“Diana Vreeland”
Appeals
To More Than Fashionistas
Reviewed by Shirrel Rhoades
In
the movie “To Wong Foo, Thanks for Everything! Julie Newmar,” the Patrick
Swayze drag queen character hands a copy of Diana Vreeland’s autobiography to a
thrift-store clerk and tells him to “commit sections to memory.”
Not
bad advice for any budding fashionista.
Vreeland
served as fashion editor at both Harper’s Bazaar and Vogue.
I
saw her once when she was later working as consultant to the Costume Institute
of the Metropolitan Museum of Art. A slender woman with great posture, she was
the epitome of her dictum, “If you had a bump on your nose, it made no
difference so long as you had a marvelous body and good carriage.”
She
helped define fashion of the ‘60s – a period that she termed “Youthquake.”
Her
story is told in a documentary – “Diana Vreeland: The Eye Has to Travel” –
currently showing at the Tropic Cinema.
Born in Paris in 1903 to an
American socialite mother and British father, young Diana Dalziel enjoyed a
life of privilege. With the outbreak of World War I, her family moved to New
York where they were accepted into high society. However, she remained a party
girl until marrying banker Thomas Vreeland.
Joining Harper’s Bazaar in
1937, she wrote a popular column called “Why Don’t You…?” And later, during her
nine tumultuous years as editor-in-chief at Vogue, she energized one of the
greatest fashion movements of the last 50 years.
Diana
Vreeland (1903 to 1989) was sometimes called the High Priestess of Fashion. She
set the pace for the Grace Mirbellas and Glenda Baileys and Anna Wintours that
followed. People either loved her or hated her.
Directed
and produced by her granddaughter-in-law, Lisa Immordino Vreeland, along with Brent-Jorgen Perlmutt and Frédéric Tcheng, this documentary relies on archival film clips to allow Diana
Vreeland to tell the story in her own words.
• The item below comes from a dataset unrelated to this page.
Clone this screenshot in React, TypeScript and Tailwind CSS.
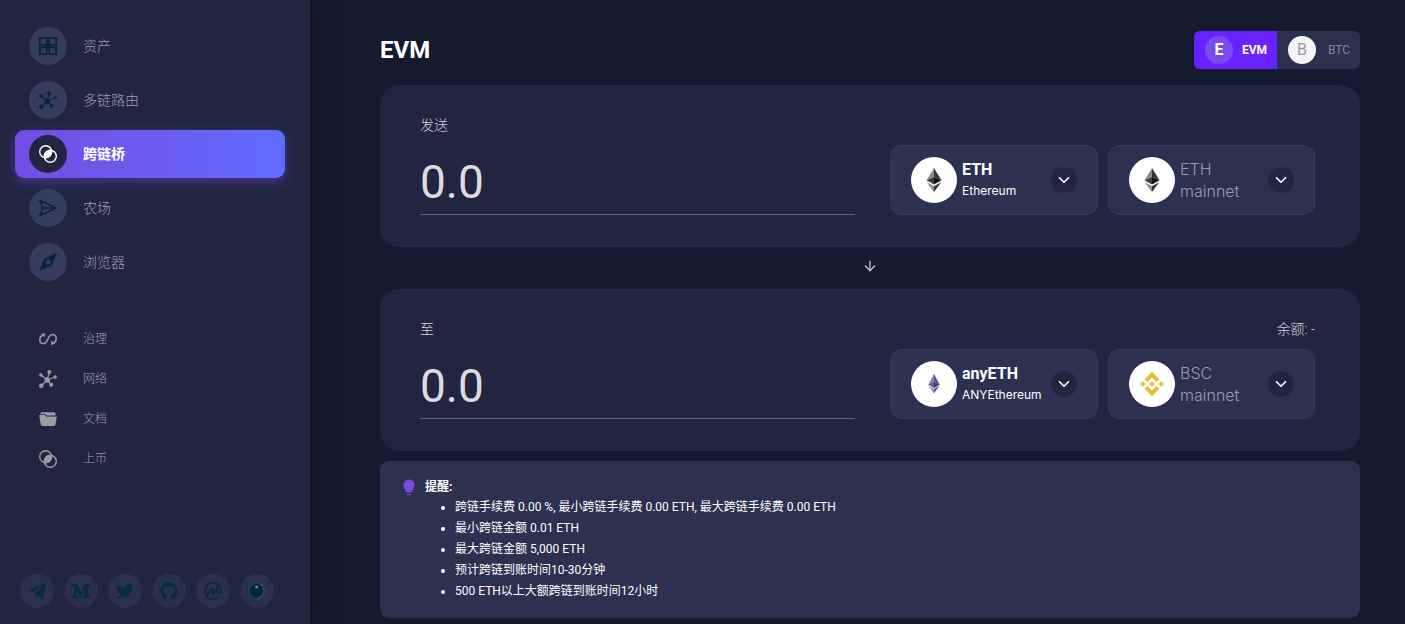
import { useState } from 'react';
import type { ReactNode } from 'react';
import { ArrowDown, ChevronDown } from 'lucide-react';
import { FaGithub, FaTelegramPlane, FaTwitter } from 'react-icons/fa';
import { SiBinance, SiCoinmarketcap } from 'react-icons/si';
import clsx from 'clsx';

const AssetsIcon = () => (
  <svg viewBox="0 0 18 18" className="w-[18px] h-[18px]" fill="none" stroke="currentColor" strokeWidth="1.7">
    <rect x="0.85" y="0.85" width="6.9" height="6.9" />
    <rect x="10.25" y="0.85" width="6.9" height="6.9" />
    <rect x="0.85" y="10.25" width="6.9" height="6.9" />
    <rect x="10.25" y="10.25" width="6.9" height="6.9" />
    <path d="M7.7 7.7L8.6 8.6M10.3 7.7L9.4 8.6M7.7 10.3L8.6 9.4M10.3 10.3L9.4 9.4" />
  </svg>
);

const NetworkIcon = () => (
  <svg viewBox="0 0 18 18" className="w-[18px] h-[18px]" fill="currentColor">
    <path
      d="M8.2 10L10.3 2M8.2 10L2 5M8.2 10L16 7M8.2 10L2.2 16M8.2 10L12.3 14.8"
      stroke="currentColor"
      strokeWidth="1.2"
    />
    <circle cx="8.2" cy="10" r="2.8" />
    <circle cx="10.3" cy="2" r="2" />
    <circle cx="1.9" cy="5" r="1.8" />
    <circle cx="16.2" cy="7" r="1.7" />
    <circle cx="2.2" cy="15.8" r="2.2" />
    <circle cx="12.3" cy="14.8" r="2" />
  </svg>
);

const BridgeIcon = () => (
  <svg viewBox="0 0 18 18" className="w-[18px] h-[18px]" fill="none" stroke="currentColor" strokeWidth="1.4">
    <circle cx="6.7" cy="6.7" r="6" />
    <circle cx="11.3" cy="11.3" r="6" />
    <path d="M5.4 12.6A6 6 0 0 1 12.6 5.4A6 6 0 0 1 5.4 12.6Z" fill="currentColor" stroke="none" />
  </svg>
);

const FarmIcon = () => (
  <svg viewBox="0 0 18 18" className="w-[18px] h-[18px]" fill="none" stroke="currentColor" strokeWidth="1.6" strokeLinejoin="round">
    <path d="M0.8 1.2L17.2 9L0.8 16.8L3.8 9Z" />
    <path d="M3.8 9H17" />
  </svg>
);

const CompassIcon = () => (
  <svg viewBox="0 0 18 18" className="w-[18px] h-[18px]" fill="currentColor">
    <path
      fillRule="evenodd"
      d="M18 0L12.8 12.4L0 18L5.2 5.6ZM9 6.5A2.5 2.5 0 1 0 9 11.5A2.5 2.5 0 1 0 9 6.5Z"
    />
  </svg>
);

const GovernanceIcon = () => (
  <svg viewBox="0 0 18 18" className="w-[18px] h-[18px]" fill="none" stroke="currentColor" strokeWidth="1.5">
    <path d="M4 5.2C1.9 5.8 0.8 7.6 0.8 9.6C0.8 12 2.4 13.7 4.5 13.7C9.4 13.7 8.4 4.5 13.4 4.5C15.7 4.5 17.2 6.3 17.2 8.7C17.2 10.9 16 12.4 14.2 12.9" />
    <path d="M2.6 4.2L6 3.6L5.2 6.8ZM12.4 11.2L15.8 13.2L12.6 14.8Z" fill="currentColor" strokeWidth="0.6" />
  </svg>
);

const FolderIcon = () => (
  <svg viewBox="0 0 18 18" className="w-[18px] h-[18px]" fill="currentColor">
    <path d="M1.5 4.6V3.6Q1.5 2.2 2.9 2.2H15Q16.6 2.2 16.6 3.8V5.4H7.4L6.2 4Z" />
    <path d="M0.2 5H5.8L7.2 6.4H17.8L16.4 14.6Q16.1 16 14.8 16H3.3Q2 16 1.7 14.6Z" />
  </svg>
);

const MediumIcon = () => (
  <svg viewBox="0 0 18 18" className="w-[18px] h-[18px]" fill="currentColor">
    <path d="M0 2H5.4L9 10.2L12.6 2H18V4.6H16V13.4H18V16H11V13.4H12.6V6.6L8.8 15.4H8L4.2 6.6V13.4H6V16H0V13.4H2V4.6H0Z" />
  </svg>
);

const OrbIcon = () => (
  <svg viewBox="0 0 18 18" className="w-[18px] h-[18px]">
    <circle cx="9" cy="9" r="8.4" fill="#123447" stroke="#2c4456" strokeWidth="0.9" />
    <circle cx="8.4" cy="8.6" r="6.4" fill="#06283c" />
    <path d="M14.8 5A7 7 0 0 1 9 16" fill="none" stroke="#35505f" strokeWidth="1.2" />
    <circle cx="8.6" cy="5" r="1.6" fill="#5f8590" />
    <circle cx="14" cy="3.4" r="0.8" fill="#4e6d7a" />
  </svg>
);

const BulbIcon = () => (
  <svg viewBox="0 0 12 17" className="w-3 h-[17px]" fill="#7749e0">
    <path d="M6 0.4A5.6 5.6 0 0 1 11.6 6C11.6 9 9.3 10.3 8.8 13.6H3.2C2.7 10.3 0.4 9 0.4 6A5.6 5.6 0 0 1 6 0.4Z" />
    <rect x="3.6" y="15" width="4.8" height="1.2" />
  </svg>
);

const EthLogo = () => (
  <svg viewBox="0 0 16 24" className="w-4 h-6">
    <path d="M8 0L0.5 12.3L8 9Z" fill="#8a8a8a" />
    <path d="M8 0L15.5 12.3L8 9Z" fill="#383838" />
    <path d="M0.5 12.3L8 9V16.6Z" fill="#3d3d3d" />
    <path d="M15.5 12.3L8 9V16.6Z" fill="#121212" />
    <path d="M0.5 14L8 18.3V24Z" fill="#8a8a8a" />
    <path d="M15.5 14L8 18.3V24Z" fill="#383838" />
  </svg>
);

const AnyEthLogo = () => (
  <svg viewBox="0 0 12 20" className="w-3 h-5">
    <path d="M6 0L0.2 10.4L6 7.8Z" fill="#8086ab" />
    <path d="M6 0L11.8 10.4L6 7.8Z" fill="#565b86" />
    <path d="M0.2 10.4L6 7.8V14Z" fill="#5b608a" />
    <path d="M11.8 10.4L6 7.8V14Z" fill="#3a3e68" />
    <path d="M0.2 11.4L6 14.8V19.6Z" fill="#8f94b8" />
    <path d="M11.8 11.4L6 14.8V19.6Z" fill="#5f648e" />
  </svg>
);

const mainLinks = [
  { id: 'assets', label: '资产', icon: <AssetsIcon /> },
  { id: 'router', label: '多链路由', icon: <NetworkIcon /> },
  { id: 'bridge', label: '跨链桥', icon: <BridgeIcon /> },
  { id: 'farm', label: '农场', icon: <FarmIcon /> },
  { id: 'explorer', label: '浏览器', icon: <CompassIcon /> },
];

const moreLinks = [
  { id: 'governance', label: '治理', icon: <GovernanceIcon /> },
  { id: 'network', label: '网络', icon: <NetworkIcon /> },
  { id: 'docs', label: '文档', icon: <FolderIcon /> },
  { id: 'listing', label: '上币', icon: <BridgeIcon /> },
];

const socials = [
  { name: 'Telegram', icon: <FaTelegramPlane size={20} /> },
  { name: 'Medium', icon: <MediumIcon /> },
  { name: 'Twitter', icon: <FaTwitter size={18} /> },
  { name: 'GitHub', icon: <FaGithub size={18} /> },
  { name: 'CoinMarketCap', icon: <SiCoinmarketcap size={18} /> },
  { name: 'Explorer', icon: <OrbIcon /> },
];

const reminders = [
  '跨链手续费 0.00 %, 最小跨链手续费 0.00 ETH, 最大跨链手续费 0.00 ETH',
  '最小跨链金额 0.01 ETH',
  '最大跨链金额 5,000 ETH',
  '预计跨链到账时间10-30分钟',
  '500 ETH以上大额跨链到账时间12小时',
];

const Sidebar = () => {
  const [active, setActive] = useState('bridge');

  return (
    <aside className="w-[310px] shrink-0 flex flex-col pt-[22px] pb-4 bg-[#212540] shadow-[0_0_30px_rgba(0,0,0,0.3)]">
      <nav className="flex flex-col px-[15px] mr-[10px]">
        <ul className="flex flex-col gap-1.5">
          {mainLinks.map(link => (
            <li key={link.id}>
              <a
                href={`#${link.id}`}
                onClick={() => setActive(link.id)}
                className={clsx(
                  'flex items-center gap-4 h-12 px-3.5 rounded-[9px] text-sm',
                  active === link.id
                    ? 'bg-gradient-to-r from-[#734ce2] to-[#606bff] text-white font-bold shadow-[0_4px_12px_rgba(115,76,226,0.45)]'
                    : 'font-light text-[#9c9fab]'
                )}
              >
                <span
                  className={clsx(
                    'flex items-center justify-center w-[38px] h-[38px] rounded-full',
                    active === link.id ? 'bg-[#212540] text-white' : 'bg-[#353c5e] text-[#062536]'
                  )}
                >
                  {link.icon}
                </span>
                {link.label}
              </a>
            </li>
          ))}
        </ul>
        <ul className="mt-[33px]">
          {moreLinks.map(link => (
            <li key={link.id}>
              <a href={`#${link.id}`} className="flex items-center gap-4 h-10 px-3.5 font-light text-xs text-[#9c9fab]">
                <span className="flex justify-center w-[38px] text-[#9a9ca3]">{link.icon}</span>
                {link.label}
              </a>
            </li>
          ))}
        </ul>
      </nav>
      <div className="flex gap-2.5 mt-auto px-5">
        {socials.map(social => (
          <a
            key={social.name}
            href="#"
            aria-label={social.name}
            className="flex items-center justify-center w-[34px] h-[34px] rounded-full bg-[#2b304d] text-[#062c40]"
          >
            {social.icon}
          </a>
        ))}
      </div>
    </aside>
  );
};

const ModeSwitch = ({ mode, onChange }: { mode: string; onChange: (mode: string) => void }) => (
  <div className="flex rounded-md overflow-hidden bg-[#2b304d]">
    {['EVM', 'BTC'].map(item => (
      <button
        key={item}
        type="button"
        onClick={() => onChange(item)}
        className={clsx(
          'flex items-center justify-between w-[83px] h-[38px] pl-[11px] pr-2.5 text-xs',
          mode === item ? 'bg-[#6822ff] text-white font-bold' : 'text-[#848792]'
        )}
      >
        <span
          className={clsx(
            'flex items-center justify-center w-7 h-7 rounded-full text-base',
            mode === item ? 'bg-[#7a4bea]' : 'bg-[#f5f5f7] text-[#9a9a9a]'
          )}
        >
          {item[0]}
        </span>
        {item}
      </button>
    ))}
  </div>
);

interface PickerProps {
  logo: ReactNode;
  title: string;
  subtitle: string;
  muted?: boolean;
}

const Picker = ({ logo, title, subtitle, muted }: PickerProps) => (
  <button
    type="button"
    aria-haspopup="listbox"
    className={clsx(
      'flex items-center h-[70px] px-5 rounded-xl border border-[#363d5e] bg-[#2b314f] text-left',
      muted ? 'w-[207px]' : 'w-[208px]'
    )}
  >
    <span className="flex items-center justify-center shrink-0 w-[46px] h-[46px] rounded-full bg-white">{logo}</span>
    <span className={clsx('flex-1 ml-[5px]', muted ? "font-['Inter'] font-light text-[#9a9cab]" : 'text-white')}>
      <span className={clsx('block text-base leading-[22px]', !muted && 'font-bold')}>{title}</span>
      <span className={clsx("block font-['Inter']", muted ? 'text-base leading-[22px]' : 'text-xs leading-5')}>
        {subtitle}
      </span>
    </span>
    <span className="flex items-center justify-center shrink-0 w-[26px] h-[26px] rounded-full bg-[#212540] text-white">
      <ChevronDown size={18} strokeWidth={2.2} />
    </span>
  </button>
);

interface AmountCardProps {
  id: string;
  label: string;
  balance?: string;
  children: ReactNode;
}

const AmountCard = ({ id, label, balance, children }: AmountCardProps) => (
  <section className="pt-[30px] pr-[45px] pb-8 pl-10 rounded-[20px] bg-[#212540]">
    <div className="flex justify-between font-light text-sm leading-5 text-[#d3d4da]">
      <label htmlFor={id}>{label}</label>
      {balance && <span>{balance}</span>}
    </div>
    <div className="flex gap-2.5 mt-2.5">
      <input
        id={id}
        type="text"
        inputMode="decimal"
        placeholder="0.0"
        className="flex-1 min-w-0 h-[70px] pt-1 mr-[25px] text-[46px] text-white placeholder:text-[#dcdcdf] bg-transparent border-b border-[#5d6484] outline-none"
      />
      {children}
    </div>
  </section>
);

const App = () => {
  const [mode, setMode] = useState('EVM');

  return (
    <div className="flex min-h-screen bg-[#151a2f] font-['Roboto','Noto_Sans_CJK_SC',sans-serif]">
      <Sidebar />
      <main className="flex-1 min-w-0 pt-[31px] pr-[45px] pb-1.5 pl-[70px]">
        <header className="flex items-center justify-between mb-4">
          <h1 className="text-2xl font-bold text-white">{mode}</h1>
          <ModeSwitch mode={mode} onChange={setMode} />
        </header>

        <AmountCard id="send" label="发送">
          <Picker logo={<EthLogo />} title="ETH" subtitle="Ethereum" />
          <Picker logo={<EthLogo />} title="ETH" subtitle="mainnet" muted />
        </AmountCard>

        <div className="flex justify-center pt-[11px] pb-[15px]">
          <button type="button" aria-label="切换" className="text-[#d0d2da]">
            <ArrowDown size={16} strokeWidth={1.8} />
          </button>
        </div>

        <AmountCard id="receive" label="至" balance="余额: -">
          <Picker logo={<AnyEthLogo />} title="anyETH" subtitle="ANYEthereum" />
          <Picker logo={<SiBinance size={24} color="#f0b93a" />} title="BSC" subtitle="mainnet" muted />
        </AmountCard>

        <section className="mt-2.5 py-4 px-[23px] rounded-[9px] bg-[#2b314f] text-xs text-white">
          <h2 className="flex items-center gap-2.5 h-5 font-bold">
            <BulbIcon />
            提醒:
          </h2>
          <ul className="pl-[52px] list-disc leading-[21px]">
            {reminders.map(text => (
              <li key={text}>{text}</li>
            ))}
          </ul>
        </section>
      </main>
    </div>
  );
};

export default App;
Immordino Vreeland came across her husband’s
grandmother’s diaries in a collection at the New York Public Library. “At
certain periods, she was talking about the need to stand out,” says the
director. “She would write, aged 12: ‘I need to be original.’ She knew she had
to do something special.”
And
she did. As Immordino Vreeland puts it,
“Diana was a feminist without realizing it.”
You’ll encounter many
famous faces in this film, from Anjelica
Huston to Lauren Hutton. But Vogue’s
current editor-in-chief Anna Wintour and Andre Leon Talley, who worked
for Vreeland at the Metropolitan Museum Costume Institute, are conspicuously absent.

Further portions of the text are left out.